## To do
Which lines in the material below contain the word "this"? Copy each of them.

## Data provided
## begin

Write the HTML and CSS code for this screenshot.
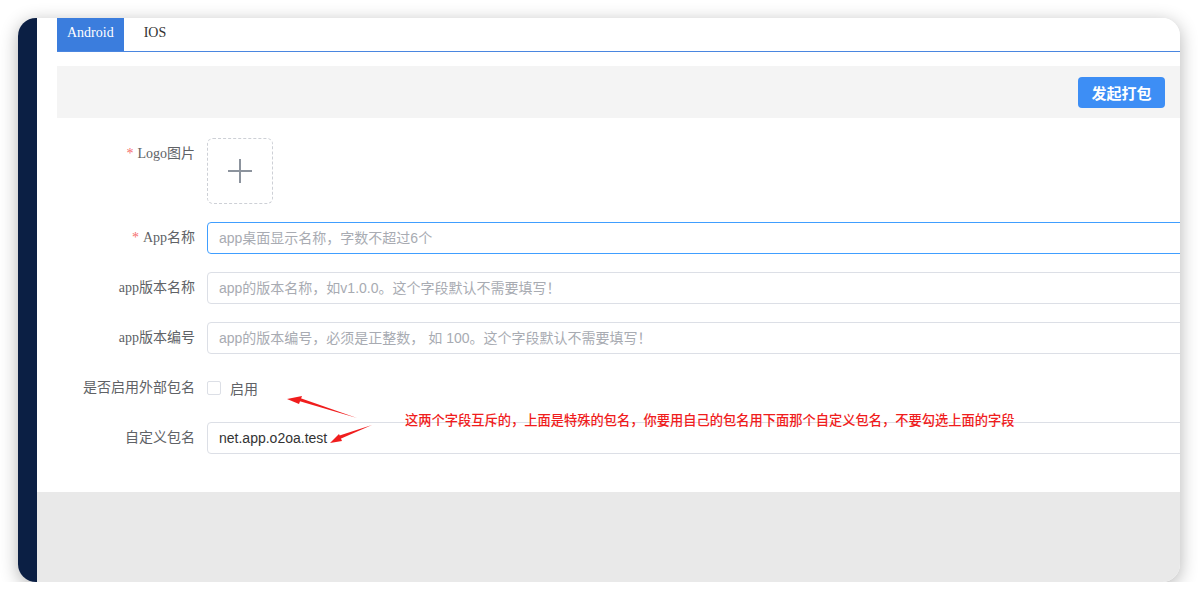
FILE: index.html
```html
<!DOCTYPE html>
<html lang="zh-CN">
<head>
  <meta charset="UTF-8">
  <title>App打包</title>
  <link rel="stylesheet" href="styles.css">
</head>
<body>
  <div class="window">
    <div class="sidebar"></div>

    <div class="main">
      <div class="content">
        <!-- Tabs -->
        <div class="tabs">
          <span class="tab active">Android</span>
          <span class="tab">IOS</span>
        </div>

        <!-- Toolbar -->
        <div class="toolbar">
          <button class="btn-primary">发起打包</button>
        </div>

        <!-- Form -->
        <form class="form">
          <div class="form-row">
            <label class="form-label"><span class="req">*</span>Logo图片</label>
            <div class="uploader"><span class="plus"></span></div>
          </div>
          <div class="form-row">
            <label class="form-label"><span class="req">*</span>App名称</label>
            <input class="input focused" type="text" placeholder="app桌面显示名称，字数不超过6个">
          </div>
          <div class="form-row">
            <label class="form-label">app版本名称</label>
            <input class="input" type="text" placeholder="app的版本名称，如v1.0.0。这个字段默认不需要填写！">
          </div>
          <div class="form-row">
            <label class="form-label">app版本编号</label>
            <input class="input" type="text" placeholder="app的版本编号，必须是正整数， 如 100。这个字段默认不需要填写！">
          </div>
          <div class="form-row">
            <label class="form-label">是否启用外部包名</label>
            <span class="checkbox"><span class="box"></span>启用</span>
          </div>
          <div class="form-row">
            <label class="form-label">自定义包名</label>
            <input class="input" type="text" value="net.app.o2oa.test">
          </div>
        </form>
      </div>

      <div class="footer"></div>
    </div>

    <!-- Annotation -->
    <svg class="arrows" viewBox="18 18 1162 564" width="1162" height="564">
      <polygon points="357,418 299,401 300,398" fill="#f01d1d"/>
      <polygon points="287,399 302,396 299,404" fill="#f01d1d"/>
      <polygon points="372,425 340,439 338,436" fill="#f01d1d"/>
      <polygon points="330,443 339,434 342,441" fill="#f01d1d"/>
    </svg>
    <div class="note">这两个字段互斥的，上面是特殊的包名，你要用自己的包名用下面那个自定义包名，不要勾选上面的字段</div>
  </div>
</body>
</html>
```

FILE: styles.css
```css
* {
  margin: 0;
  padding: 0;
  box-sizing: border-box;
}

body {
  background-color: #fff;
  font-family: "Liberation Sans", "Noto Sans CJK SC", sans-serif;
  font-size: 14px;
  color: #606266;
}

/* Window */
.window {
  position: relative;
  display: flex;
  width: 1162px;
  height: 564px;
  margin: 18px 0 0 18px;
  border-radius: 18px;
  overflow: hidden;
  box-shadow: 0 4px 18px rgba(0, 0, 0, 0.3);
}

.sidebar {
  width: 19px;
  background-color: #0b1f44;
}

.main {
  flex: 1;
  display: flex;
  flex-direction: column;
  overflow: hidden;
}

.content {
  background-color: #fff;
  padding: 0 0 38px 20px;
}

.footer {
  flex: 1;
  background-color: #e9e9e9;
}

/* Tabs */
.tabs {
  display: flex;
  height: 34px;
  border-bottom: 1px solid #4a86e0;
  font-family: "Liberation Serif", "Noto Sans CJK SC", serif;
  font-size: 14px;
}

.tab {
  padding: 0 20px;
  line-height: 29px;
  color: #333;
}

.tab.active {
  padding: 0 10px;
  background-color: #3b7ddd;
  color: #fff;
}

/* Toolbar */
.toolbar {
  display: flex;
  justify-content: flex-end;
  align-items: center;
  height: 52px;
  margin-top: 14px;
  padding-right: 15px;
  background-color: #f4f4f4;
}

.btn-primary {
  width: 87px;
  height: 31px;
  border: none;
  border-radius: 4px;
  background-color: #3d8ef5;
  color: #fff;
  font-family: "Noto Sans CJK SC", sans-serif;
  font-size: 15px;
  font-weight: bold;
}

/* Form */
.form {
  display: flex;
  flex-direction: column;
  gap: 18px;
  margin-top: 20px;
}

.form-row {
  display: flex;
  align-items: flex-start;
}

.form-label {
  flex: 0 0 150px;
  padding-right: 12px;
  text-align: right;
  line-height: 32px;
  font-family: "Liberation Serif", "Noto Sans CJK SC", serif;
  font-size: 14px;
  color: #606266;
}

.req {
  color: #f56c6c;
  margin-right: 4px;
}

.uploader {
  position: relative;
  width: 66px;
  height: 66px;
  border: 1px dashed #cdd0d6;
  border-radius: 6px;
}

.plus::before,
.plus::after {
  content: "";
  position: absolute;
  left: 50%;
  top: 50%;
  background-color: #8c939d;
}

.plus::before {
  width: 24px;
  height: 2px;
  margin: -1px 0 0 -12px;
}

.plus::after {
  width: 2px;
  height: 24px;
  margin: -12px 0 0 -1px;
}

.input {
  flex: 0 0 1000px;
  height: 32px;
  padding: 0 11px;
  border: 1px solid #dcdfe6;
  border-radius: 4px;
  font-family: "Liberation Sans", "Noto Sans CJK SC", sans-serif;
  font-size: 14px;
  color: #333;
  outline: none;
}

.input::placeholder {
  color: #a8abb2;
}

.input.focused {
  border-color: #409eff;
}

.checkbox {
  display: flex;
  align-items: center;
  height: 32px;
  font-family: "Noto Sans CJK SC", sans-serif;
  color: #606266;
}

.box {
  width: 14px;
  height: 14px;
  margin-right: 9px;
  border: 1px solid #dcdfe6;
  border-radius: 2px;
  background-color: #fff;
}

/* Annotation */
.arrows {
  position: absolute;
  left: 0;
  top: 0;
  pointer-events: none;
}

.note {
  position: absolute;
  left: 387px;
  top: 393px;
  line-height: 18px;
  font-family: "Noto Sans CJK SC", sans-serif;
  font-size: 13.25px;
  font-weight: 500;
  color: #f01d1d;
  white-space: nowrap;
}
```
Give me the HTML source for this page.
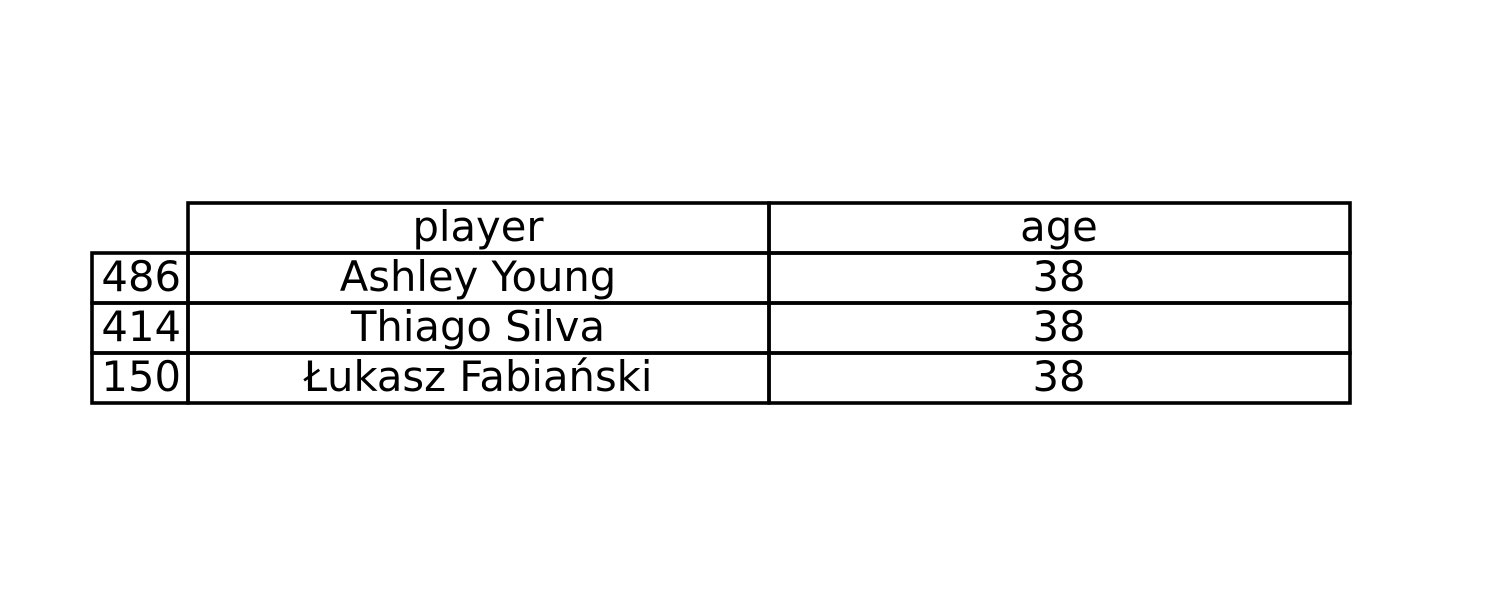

## end

## Finished answer
Write the HTML and CSS code for this screenshot.
Give me the HTML source for this page.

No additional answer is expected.